Ipsos | Equalities Index 2023 | International study

Talking about our generations

Looking across 33 different countries in every part of the world, we found that younger people are more sensitive to inequality, with every successive generation more likely to see it as an important issue in their country. “Baby Boomers” (defined here as people born between 1945 and 1965) are the only generation where there isn’t a majority agreeing with this. We also see that younger generations are increasingly sceptical about the idea that they live in a meritocracy, and are increasingly likely to believe that structural factors (ie things that they, on their own, can do very little about) are more important in determining how successful they will be in life. They are also more likely to think that a truly fair society is one which delivers the same quality of life to every person within it, rather than simply offering equal opportunities to all. Because this is the first time we have run this study, we don’t yet know whether this is because of the circumstances that each generation has grown up in (known as a “cohort effect”), or simply because of how old they are now (the “lifecycle effect”) which would mean individual attitudes are more likely to change in the future.

All that said, there are some notable exceptions to these trends, including around age and gender. Perhaps unsurprisingly, younger generations are considerably less likely to say that old people are unfairly treated in their society (we found that older people reciprocate), and “Generation Z” (those born between 1996 and 2012) are the only generation to think that young people are more poorly treated than senior citizens.

The second exception to the general trend concerns gender equality, where we discovered that younger people are not significantly more likely to think that women suffer from unfair treatment. But a signal which complements some of our discoveries in our International Women’s Day survey from earlier this year is the growing sense among younger people that men are unfairly treated.

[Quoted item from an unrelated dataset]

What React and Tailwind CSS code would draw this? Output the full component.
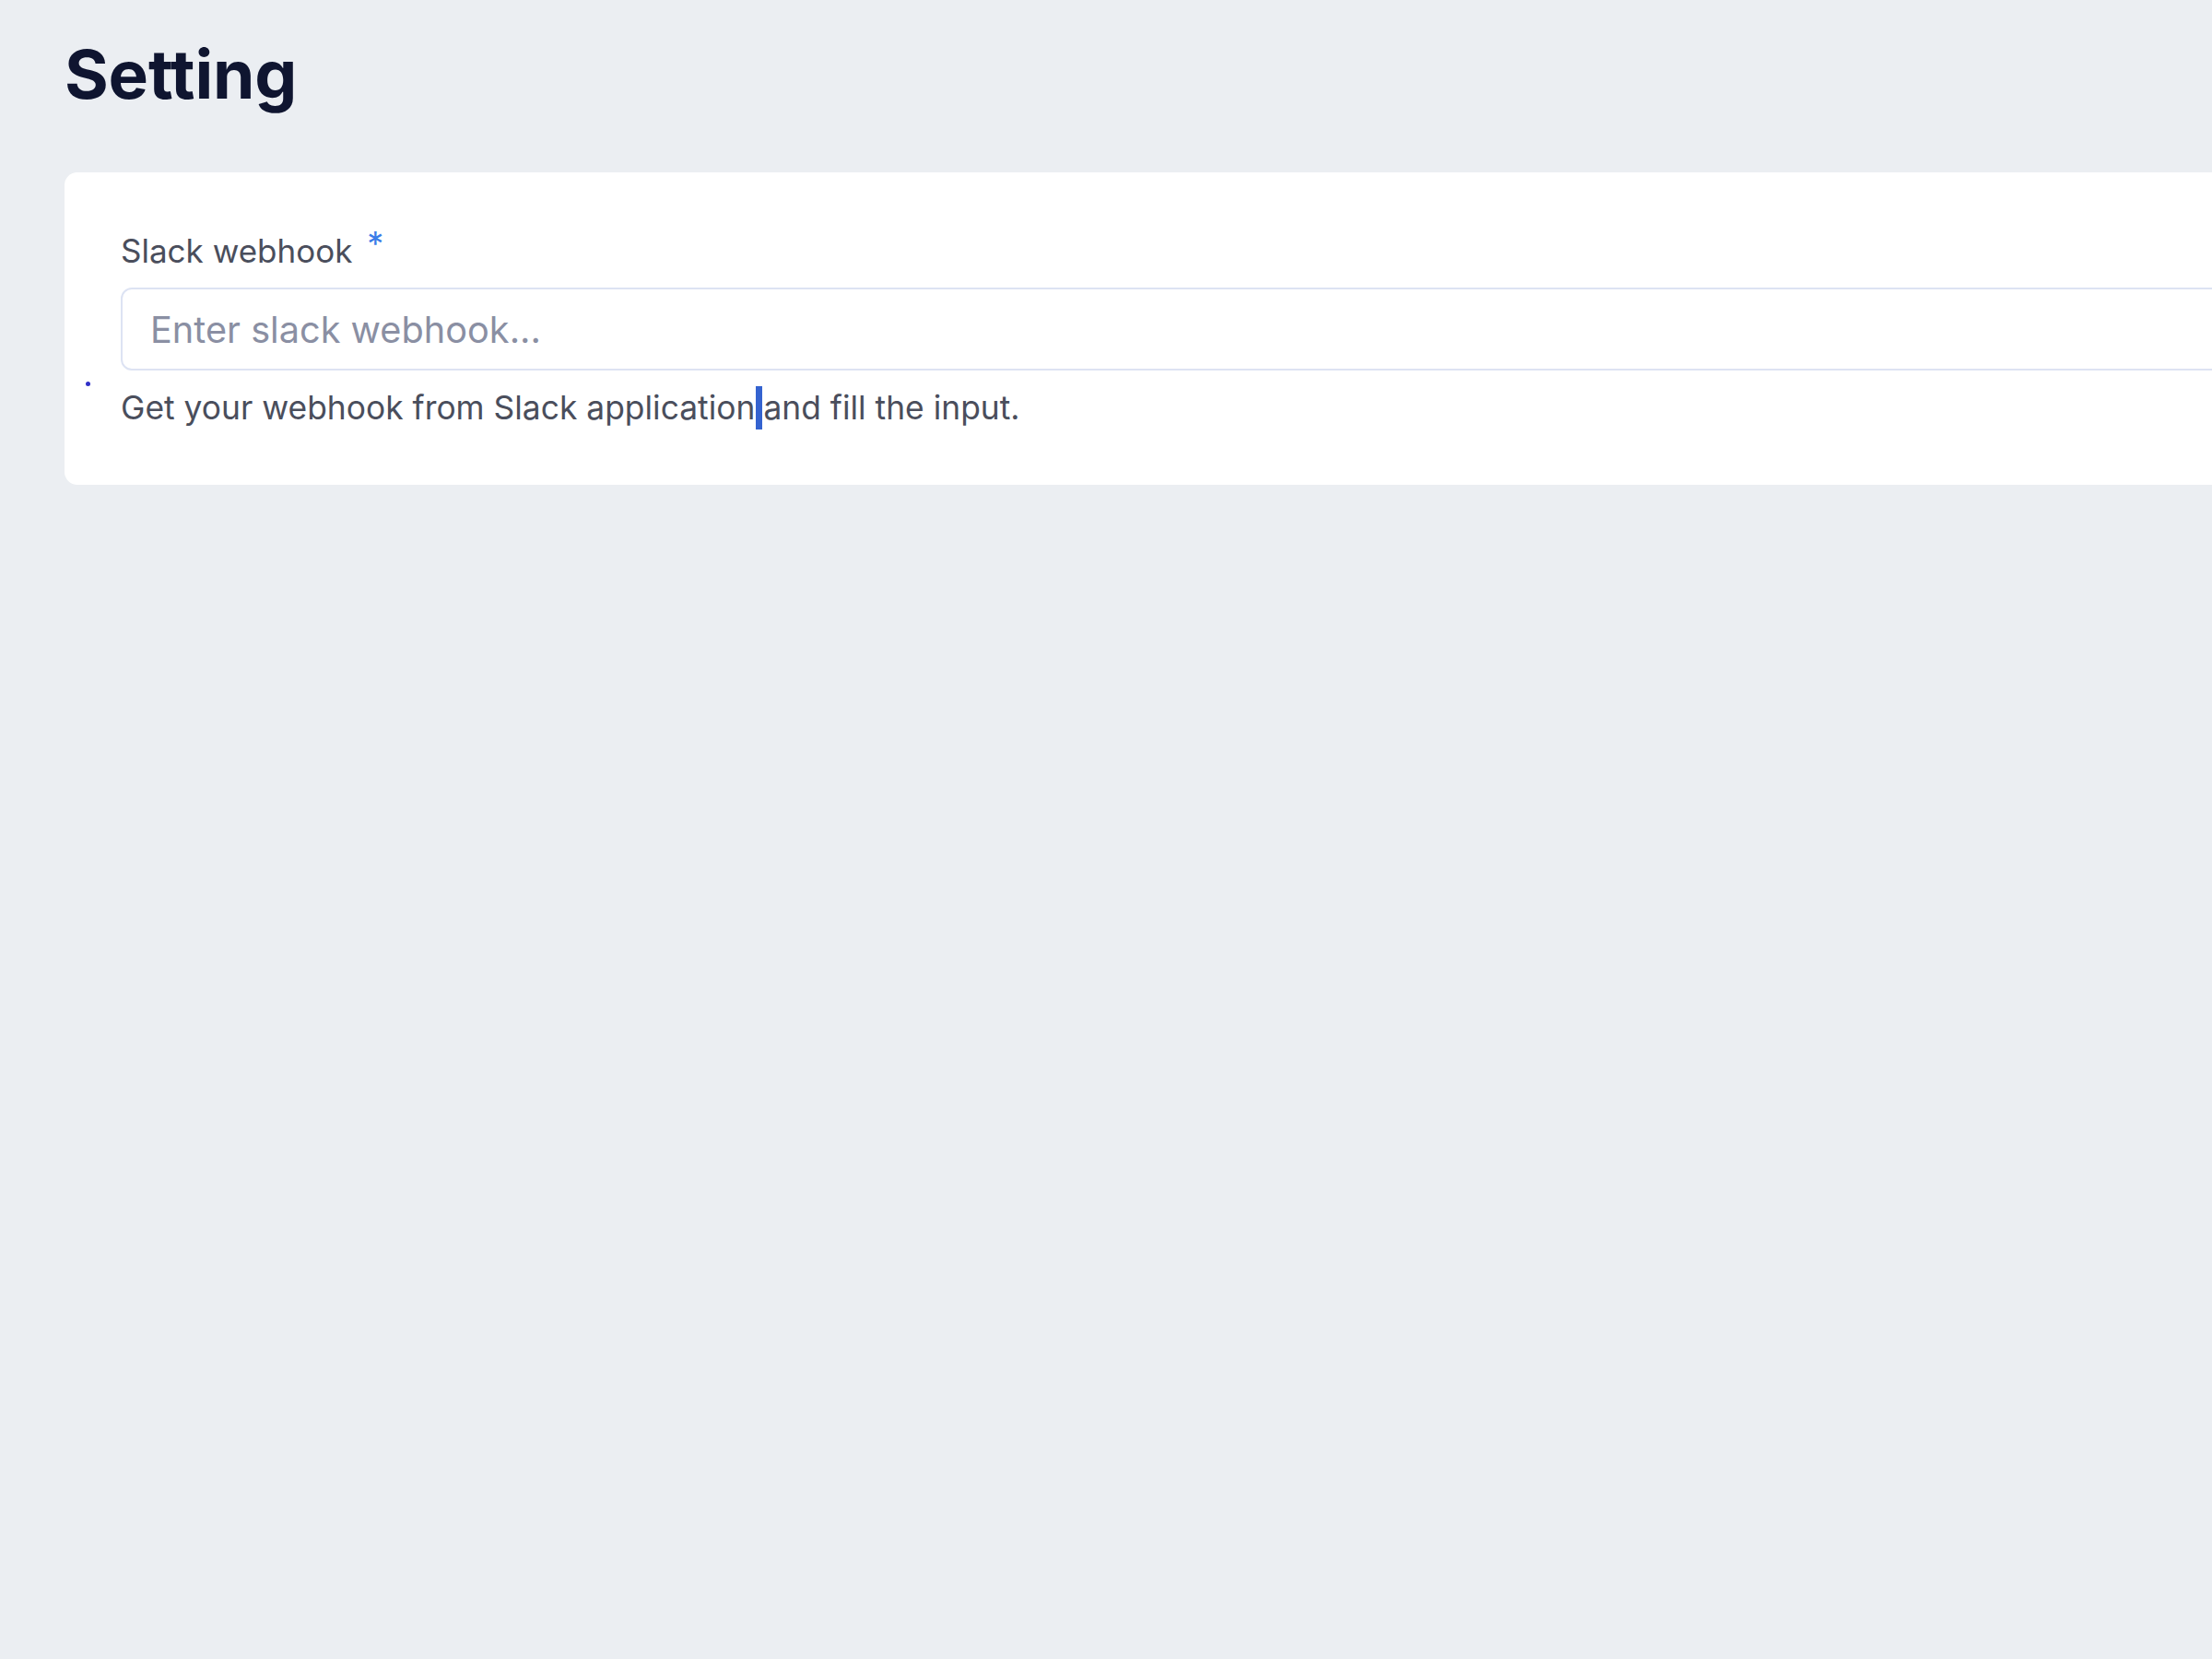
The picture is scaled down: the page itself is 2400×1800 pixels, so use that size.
export default function App() {
  return (
    <div
      className="w-[2400px] h-[1800px] overflow-hidden bg-[#ebeef2]"
      style={{ fontFamily: "Inter, 'Noto Sans', sans-serif" }}
    >
      <div className="pl-[70px] pt-[36px]">
        <h1 className="text-[73px] leading-[90px] font-bold text-[#0f1530] tracking-[-0.2px]">
          Setting
        </h1>
        <div className="relative mt-[61px] w-[2400px] h-[339px] bg-white rounded-[14px] pl-[61px] pt-[63px]">
          <span className="absolute left-[23px] top-[227px] w-[5px] h-[5px] rounded-full bg-[#3030c8]" />
          <label className="flex items-start text-[35px] leading-[44px] text-[#4a4e5c]">
            <span>Slack webhook</span>
            <span className="ml-[16px] -mt-[4px] text-[36px] leading-[36px] text-[#3b7de8]">*</span>
          </label>
          <div className="mt-[18px] h-[90px] rounded-[12px] border-2 border-[#dde3f3] flex items-center pl-[30px] pt-[3px]">
            <span className="text-[39.7px] text-[#8a8fa3]">Enter slack webhook...</span>
          </div>
          <p className="mt-[19px] text-[35.4px] leading-[44px] text-[#4a4e5c]">
            Get your webhook from Slack application
            <span className="inline-block align-middle w-[7px] h-[47px] bg-[#3463d0] mx-[1px] -mt-[6px]" />
            and fill the input.
          </p>
        </div>
      </div>
    </div>
  );
}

Although only a small minority of people think this (just 8% of Generation Z), but there is a clear trend when we look along the generations: Baby Boomers are only half as likely to hold this view.

Men and women: on different planets

When we compare what women told us with what men told us, we see that there is a significant difference in attitudes towards the treatment of people with disabilities, the neurodivergent, those suffering with poor mental health, and those who identify as LGBT+: in every case, women are more likely than men to view these groups as victims of unequal treatment.

Again, it was no great surprise to see that women are considerably more likely than men to see women as unfairly treated, and men are much more likely than women to think that men are unfairly treated.

But when we asked about ageism, religious prejudice, racism, and xenophobia, there is no significant difference between how men and women view these issues.

Racism: in the spotlight or in the shade?

The long imprint left by historic injustices is very clear in our data: countries where significant indigenous populations have been displaced (such as New Zealand, Peru, Brazil and South Africa), those with a history of racialised chattel slavery and/or legalised discrimination on racial grounds (such as the United States, South Africa and Brazil), and those with a high degree of ethnic diversity (such as Indonesia and the Netherlands) tend to be more sensitive to this issue. Conversely, countries that are ethnically more homogenous (such as Japan and South Korea) are much more relaxed about it.

Knowledge is not bliss

On the face of it, one of the more surprising findings was that wealthier people, and those with more education – who one might imagine were less likely to suffer the ill effects of inequality – are actually more concerned about it, and also say that efforts to reduce or repair it need to go further.

Less surprisingly, these groups are more likely to agree that equality of opportunity is the defining characteristic of a fair society, and are marginally less likely to be drawn to concepts of “equity” (we described an equitable society as one where everyone enjoyed the same quality of life)

Perils of perception

The extent to which citizens of a particular country are concerned about inequality there is related to how equally income is distributed there. We used the Gini co-efficient to test this relationship, as it is a useful proxy for other forms of inequality, which will often express themselves in terms of an individual’s income.

Perils of Perception?

So, European and North American countries – which are less unequal – are also less concerned about it, whereas countries in Africa and Latin America are both more unequal and more concerned. Asia-Pacific provides an intriguing counterpoint, because even though the countries we studied are all within a relatively narrow band of actual inequality, there is a very wide spread of concern about it, with Australia, Japan, New Zealand and India all being relatively relaxed about the issue, and Indonesia, Thailand and South Korea all being more concerned than the average suggests they would be.

Pushback and progress

Countries which have done a lot to advance gender equality, LGBT+ rights, and reckon with historic racial injustice are also those where we discovered the most pronounced sense that this progress had now gone far enough. That said, in every case (except Poland) the overall balance of opinion was still in favour of doing more. Curiously, we did see that countries where English was the first language tended to be most likely to say that things had gone far enough, suggesting that these messages transmit very well across cultures that have something in common.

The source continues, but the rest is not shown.